For Jobs, Let the Economy Work

It’s getting more difficult to deny that naysayers of capitalism have at least a partial point:  It is possible to become obsessed with the markers and measures of capital, ascribing to money itself the value that it only represents.  It’s also increasingly clear that this erroneous obsession is advanced mainly by the actions of the naysayers.

The threads of this thought begin with Ted Nesi’s tweet of an Economist article that led him to wonder:

Will there be enough jobs for everyone in the coming years?

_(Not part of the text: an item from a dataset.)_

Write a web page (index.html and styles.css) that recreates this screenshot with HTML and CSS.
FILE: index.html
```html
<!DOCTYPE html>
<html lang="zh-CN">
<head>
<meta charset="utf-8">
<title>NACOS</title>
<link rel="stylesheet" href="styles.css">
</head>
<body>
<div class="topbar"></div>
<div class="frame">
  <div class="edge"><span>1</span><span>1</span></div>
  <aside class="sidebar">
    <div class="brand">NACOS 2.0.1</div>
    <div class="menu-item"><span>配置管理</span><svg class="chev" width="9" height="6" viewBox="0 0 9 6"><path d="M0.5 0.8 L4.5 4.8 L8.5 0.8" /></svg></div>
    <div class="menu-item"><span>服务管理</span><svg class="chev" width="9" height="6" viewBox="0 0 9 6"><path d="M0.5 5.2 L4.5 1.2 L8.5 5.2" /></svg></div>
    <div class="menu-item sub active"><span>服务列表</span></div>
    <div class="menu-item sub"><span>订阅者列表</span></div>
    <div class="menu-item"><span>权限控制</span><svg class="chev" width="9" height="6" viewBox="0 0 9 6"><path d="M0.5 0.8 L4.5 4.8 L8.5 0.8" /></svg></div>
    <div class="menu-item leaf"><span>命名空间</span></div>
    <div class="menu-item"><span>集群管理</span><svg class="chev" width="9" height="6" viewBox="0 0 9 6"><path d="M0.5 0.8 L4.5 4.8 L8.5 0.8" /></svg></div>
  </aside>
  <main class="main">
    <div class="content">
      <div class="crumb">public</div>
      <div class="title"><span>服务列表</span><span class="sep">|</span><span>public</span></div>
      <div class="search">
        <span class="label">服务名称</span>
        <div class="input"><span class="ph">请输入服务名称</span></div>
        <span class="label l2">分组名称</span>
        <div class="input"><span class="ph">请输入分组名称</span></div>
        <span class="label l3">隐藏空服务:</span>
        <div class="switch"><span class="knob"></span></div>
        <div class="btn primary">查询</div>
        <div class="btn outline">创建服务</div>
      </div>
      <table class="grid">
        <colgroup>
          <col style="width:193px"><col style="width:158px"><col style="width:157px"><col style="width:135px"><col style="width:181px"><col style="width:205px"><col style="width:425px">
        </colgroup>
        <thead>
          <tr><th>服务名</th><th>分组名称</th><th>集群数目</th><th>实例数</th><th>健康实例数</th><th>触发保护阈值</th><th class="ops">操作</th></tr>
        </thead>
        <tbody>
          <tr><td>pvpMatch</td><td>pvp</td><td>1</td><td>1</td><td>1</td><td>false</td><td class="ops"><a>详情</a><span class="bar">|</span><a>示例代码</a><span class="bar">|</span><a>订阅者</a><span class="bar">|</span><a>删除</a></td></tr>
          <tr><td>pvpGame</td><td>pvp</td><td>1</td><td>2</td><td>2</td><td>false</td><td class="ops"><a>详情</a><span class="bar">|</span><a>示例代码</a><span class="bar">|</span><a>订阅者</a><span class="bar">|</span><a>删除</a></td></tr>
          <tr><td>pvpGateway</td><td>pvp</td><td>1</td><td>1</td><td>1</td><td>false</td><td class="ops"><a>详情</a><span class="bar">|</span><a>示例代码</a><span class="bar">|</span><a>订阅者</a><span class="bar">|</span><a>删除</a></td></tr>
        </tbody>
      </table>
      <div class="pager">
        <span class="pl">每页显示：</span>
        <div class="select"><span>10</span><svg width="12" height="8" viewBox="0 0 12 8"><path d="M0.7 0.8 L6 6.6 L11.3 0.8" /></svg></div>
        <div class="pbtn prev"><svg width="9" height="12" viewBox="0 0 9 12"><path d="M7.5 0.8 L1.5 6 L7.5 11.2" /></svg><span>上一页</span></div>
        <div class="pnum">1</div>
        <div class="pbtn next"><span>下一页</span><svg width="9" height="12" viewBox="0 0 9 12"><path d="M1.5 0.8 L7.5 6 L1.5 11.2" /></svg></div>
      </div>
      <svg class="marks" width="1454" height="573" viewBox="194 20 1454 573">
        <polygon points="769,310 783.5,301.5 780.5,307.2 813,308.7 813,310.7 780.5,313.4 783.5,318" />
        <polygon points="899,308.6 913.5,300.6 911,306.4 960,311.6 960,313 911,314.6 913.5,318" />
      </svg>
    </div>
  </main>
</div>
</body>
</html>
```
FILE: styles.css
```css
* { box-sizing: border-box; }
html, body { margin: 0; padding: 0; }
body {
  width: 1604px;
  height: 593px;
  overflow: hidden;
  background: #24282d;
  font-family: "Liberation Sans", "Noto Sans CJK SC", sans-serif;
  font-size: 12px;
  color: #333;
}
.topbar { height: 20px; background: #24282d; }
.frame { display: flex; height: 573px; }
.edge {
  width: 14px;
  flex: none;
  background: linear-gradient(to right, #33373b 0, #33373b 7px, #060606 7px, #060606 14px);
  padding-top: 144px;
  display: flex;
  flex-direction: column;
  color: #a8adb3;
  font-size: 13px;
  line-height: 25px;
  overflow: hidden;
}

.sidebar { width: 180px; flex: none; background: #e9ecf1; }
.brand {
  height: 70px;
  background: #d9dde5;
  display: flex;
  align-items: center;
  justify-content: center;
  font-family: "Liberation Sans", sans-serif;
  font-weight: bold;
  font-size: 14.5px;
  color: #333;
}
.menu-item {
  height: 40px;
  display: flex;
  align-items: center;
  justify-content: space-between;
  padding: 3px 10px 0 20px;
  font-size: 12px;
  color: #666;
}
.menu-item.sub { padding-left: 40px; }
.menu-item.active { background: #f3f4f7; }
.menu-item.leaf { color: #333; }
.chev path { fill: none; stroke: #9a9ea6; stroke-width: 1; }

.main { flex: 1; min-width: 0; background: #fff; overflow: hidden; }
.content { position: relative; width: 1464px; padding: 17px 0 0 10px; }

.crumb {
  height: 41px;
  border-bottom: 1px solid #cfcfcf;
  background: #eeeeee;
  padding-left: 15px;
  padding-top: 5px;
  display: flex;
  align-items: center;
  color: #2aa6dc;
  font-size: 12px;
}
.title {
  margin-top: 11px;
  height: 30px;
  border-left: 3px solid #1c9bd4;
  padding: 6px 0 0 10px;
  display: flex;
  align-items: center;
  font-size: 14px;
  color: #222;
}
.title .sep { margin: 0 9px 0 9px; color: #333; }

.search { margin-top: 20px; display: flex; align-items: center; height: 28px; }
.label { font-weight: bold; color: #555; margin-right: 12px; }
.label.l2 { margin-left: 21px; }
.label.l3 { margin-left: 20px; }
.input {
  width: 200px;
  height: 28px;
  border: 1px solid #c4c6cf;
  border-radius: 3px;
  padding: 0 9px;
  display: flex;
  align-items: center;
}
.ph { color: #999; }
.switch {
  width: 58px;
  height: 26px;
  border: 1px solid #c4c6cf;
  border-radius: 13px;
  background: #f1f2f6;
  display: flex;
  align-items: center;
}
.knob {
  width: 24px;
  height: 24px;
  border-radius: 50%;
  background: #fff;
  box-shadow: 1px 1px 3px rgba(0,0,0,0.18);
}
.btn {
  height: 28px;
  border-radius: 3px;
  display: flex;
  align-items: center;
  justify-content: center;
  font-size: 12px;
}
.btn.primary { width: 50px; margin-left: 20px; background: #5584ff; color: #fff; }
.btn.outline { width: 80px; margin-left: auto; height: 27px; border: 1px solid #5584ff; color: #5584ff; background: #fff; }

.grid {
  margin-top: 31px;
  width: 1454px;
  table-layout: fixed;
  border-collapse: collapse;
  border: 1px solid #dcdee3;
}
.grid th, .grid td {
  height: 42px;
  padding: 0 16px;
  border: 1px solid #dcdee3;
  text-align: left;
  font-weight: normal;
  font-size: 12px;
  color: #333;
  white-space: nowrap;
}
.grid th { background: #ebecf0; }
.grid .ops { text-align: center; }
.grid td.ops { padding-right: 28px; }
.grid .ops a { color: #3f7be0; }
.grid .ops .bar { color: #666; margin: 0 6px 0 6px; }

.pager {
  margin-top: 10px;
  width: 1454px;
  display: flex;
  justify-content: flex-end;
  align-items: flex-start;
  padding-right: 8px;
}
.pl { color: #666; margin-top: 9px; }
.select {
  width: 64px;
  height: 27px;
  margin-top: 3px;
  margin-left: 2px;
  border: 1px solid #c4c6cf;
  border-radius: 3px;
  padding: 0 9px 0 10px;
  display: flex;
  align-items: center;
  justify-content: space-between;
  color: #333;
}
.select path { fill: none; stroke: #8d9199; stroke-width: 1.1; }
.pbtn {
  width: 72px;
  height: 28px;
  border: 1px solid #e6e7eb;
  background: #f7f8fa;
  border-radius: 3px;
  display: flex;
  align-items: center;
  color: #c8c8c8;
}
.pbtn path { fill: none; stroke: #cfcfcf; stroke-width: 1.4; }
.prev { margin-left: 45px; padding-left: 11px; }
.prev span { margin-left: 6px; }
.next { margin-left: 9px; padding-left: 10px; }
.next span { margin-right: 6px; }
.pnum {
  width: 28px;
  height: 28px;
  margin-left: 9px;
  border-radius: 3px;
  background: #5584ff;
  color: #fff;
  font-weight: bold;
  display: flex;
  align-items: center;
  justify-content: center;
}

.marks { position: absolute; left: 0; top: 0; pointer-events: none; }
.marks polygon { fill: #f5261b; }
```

That thought interweaves with this passage from a Victor Davis Hanson essay titled, “The Last Generation of the West and the Thin Strand of Civilization“:

Over 90 million Americans who could work are not working (the “non-institutionalized” over 16). … our electrical power, fuel, building materials, food, health care, and communications … all hinge on just 144 million getting up in the morning to produce what about 160-170 million others … consume.

We’re looking at two trends, here. First, technology means an ever-greater amount of the goods and services that human beings require can be produced more cheaply and efficiently by machines. Second, we’re attempting to backstop quality of life by setting prices (such as the minimum wage) rather than looking at value.

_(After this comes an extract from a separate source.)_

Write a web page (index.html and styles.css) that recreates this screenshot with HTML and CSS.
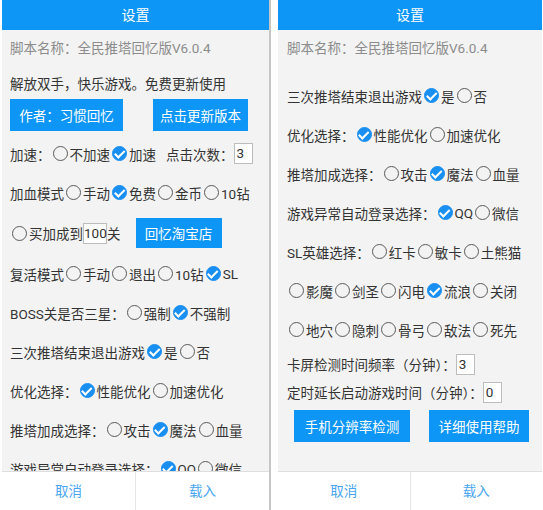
FILE: index.html
```html
<!DOCTYPE html>
<html lang="zh-CN">
<head>
    <meta charset="UTF-8">
    <meta name="viewport" content="width=device-width, initial-scale=1.0">
    <title>设置</title>
    <link rel="stylesheet" href="styles.css">
</head>
<body>
    <div class="phone left">
        <div class="header">设置</div>
        <div class="content">
            <p class="name">脚本名称：全民推塔回忆版V6.0.4</p>
            <p class="motto">解放双手，快乐游戏。免费更新使用</p>
            <div class="btn-row">
                <button class="btn author">作者：习惯回忆</button>
                <button class="btn update">点击更新版本</button>
            </div>
            <div class="row first">加速：<span class="radio"></span>不加速<span class="radio on"></span>加速<span class="gap">点击次数：</span><span class="box">3</span></div>
            <div class="row">加血模式<span class="radio"></span>手动<span class="radio on"></span>免费<span class="radio"></span>金币<span class="radio"></span>10钻</div>
            <div class="row tall"><span class="radio"></span>买加成到<span class="box wide">100</span>关<button class="btn shop">回忆淘宝店</button></div>
            <div class="row">复活模式<span class="radio"></span>手动<span class="radio"></span>退出<span class="radio"></span>10钻<span class="radio on"></span>SL</div>
            <div class="row">BOSS关是否三星：<span class="radio"></span>强制<span class="radio on"></span>不强制</div>
            <div class="row">三次推塔结束退出游戏<span class="radio on"></span>是<span class="radio"></span>否</div>
            <div class="row">优化选择：<span class="radio on"></span>性能优化<span class="radio"></span>加速优化</div>
            <div class="row">推塔加成选择：<span class="radio"></span>攻击<span class="radio on"></span>魔法<span class="radio"></span>血量</div>
            <div class="row">游戏异常自动登录选择：<span class="radio on"></span>QQ<span class="radio"></span>微信</div>
        </div>
        <div class="footer">
            <span>取消</span>
            <span>载入</span>
        </div>
    </div>
    <div class="divider"></div>
    <div class="phone right">
        <div class="header">设置</div>
        <div class="content">
            <p class="name">脚本名称：全民推塔回忆版V6.0.4</p>
            <div class="row spaced">三次推塔结束退出游戏<span class="radio on"></span>是<span class="radio"></span>否</div>
            <div class="row">优化选择：<span class="radio on"></span>性能优化<span class="radio"></span>加速优化</div>
            <div class="row">推塔加成选择：<span class="radio"></span>攻击<span class="radio on"></span>魔法<span class="radio"></span>血量</div>
            <div class="row">游戏异常自动登录选择：<span class="radio on"></span>QQ<span class="radio"></span>微信</div>
            <div class="row">SL英雄选择：<span class="radio"></span>红卡<span class="radio"></span>敏卡<span class="radio"></span>土熊猫</div>
            <div class="row"><span class="radio"></span>影魔<span class="radio"></span>剑圣<span class="radio"></span>闪电<span class="radio on"></span>流浪<span class="radio"></span>关闭</div>
            <div class="row"><span class="radio"></span>地穴<span class="radio"></span>隐刺<span class="radio"></span>骨弓<span class="radio"></span>敌法<span class="radio"></span>死先</div>
            <div class="row short">卡屏检测时间频率（分钟）：<span class="box">3</span></div>
            <div class="row shorter">定时延长启动游戏时间（分钟）：<span class="box">0</span></div>
            <div class="btn-row">
                <button class="btn detect">手机分辨率检测</button>
                <button class="btn help">详细使用帮助</button>
            </div>
        </div>
        <div class="footer">
            <span>取消</span>
            <span>载入</span>
        </div>
    </div>
</body>
</html>
```

FILE: styles.css
```css
body {
    margin: 0;
    padding: 0 0 0 2px;
    height: 510px;
    display: flex;
    overflow: hidden;
    background-color: #ffffff;
    font-family: 'Roboto', 'Noto Sans CJK SC', sans-serif;
    font-size: 13.5px;
    color: #333333;
}
.phone {
    display: flex;
    flex-direction: column;
    height: 510px;
    background-color: #ffffff;
}
.phone.left {
    width: 267px;
}
.phone.right {
    width: 264px;
}
.divider {
    width: 2px;
    margin-right: 7px;
    background-color: #c6c6c6;
}
.header {
    height: 30px;
    line-height: 30px;
    text-align: center;
    background-color: #0d96f5;
    color: #ffffff;
    font-size: 14px;
}
.content {
    flex: 1;
    overflow: hidden;
    padding-left: 8px;
    background-color: #f3f3f3;
}
.right .content {
    padding-left: 9px;
}
.name {
    margin: 0;
    height: 36px;
    line-height: 36px;
    color: #8c8c8c;
}
.motto {
    margin: 8px 0 0;
    height: 20px;
    line-height: 20px;
}
.btn-row {
    display: flex;
    margin-top: 5px;
}
.btn {
    height: 32px;
    padding: 0;
    border: none;
    border-radius: 0;
    background-color: #0d96f5;
    color: #ffffff;
    font-family: inherit;
    font-size: 13.5px;
}
.author {
    width: 113px;
}
.update {
    width: 95px;
    margin-left: 30px;
}
.shop {
    width: 86px;
    height: 30px;
    margin-left: 15px;
}
.detect {
    width: 116px;
    margin-left: 7px;
}
.help {
    width: 100px;
    margin-left: 19px;
}
.row {
    display: flex;
    align-items: center;
    height: 39px;
    white-space: nowrap;
}
.row.first {
    margin-top: 3px;
}
.row.tall {
    height: 42px;
}
.row.spaced {
    margin-top: 10px;
}
.row.short {
    height: 30px;
}
.row.shorter {
    height: 26px;
}
.gap {
    margin-left: 10px;
}
.radio {
    position: relative;
    flex-shrink: 0;
    box-sizing: border-box;
    width: 15px;
    height: 15px;
    margin: 0 2px;
    border: 1.5px solid #5a5a5a;
    border-radius: 50%;
}
.radio.on {
    background-color: #1a8ff2;
    border-color: #1a8ff2;
}
.radio.on::after {
    content: '';
    position: absolute;
    left: 3.5px;
    top: 0.5px;
    width: 3.5px;
    height: 7.5px;
    border: solid #ffffff;
    border-width: 0 2px 2px 0;
    transform: rotate(45deg);
}
.box {
    box-sizing: border-box;
    width: 19px;
    height: 21px;
    line-height: 19px;
    padding-left: 2px;
    border: 1px solid #bdbdbd;
    background-color: #ffffff;
}
.box.wide {
    width: 24px;
    padding-left: 0;
}
.footer {
    display: flex;
    height: 38px;
    border-top: 1px solid #dedede;
    background-color: #ffffff;
}
.footer span {
    flex: 1;
    line-height: 38px;
    text-align: center;
    color: #48a6f0;
}
.footer span + span {
    border-left: 1px solid #e6e6e6;
}
```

Ultimately, this dynamic contributes to economic inequality.  The forgotten principle is that the economy has no meaning outside human beings and their activities; a machine doesn’t value anything, so it cannot add value to the economy. But certain segments of the population benefit disproportionately when we maintain the value of money in contravention of what human beings actually value.

Those 90 million Americans should be working, driving down the price of labor, which would drive down the price of producing goods.  At the same time, the fact that more households have less income (rather than fewer households’ having the same income) will encourage businesses to drop prices to capture the dispersed demand.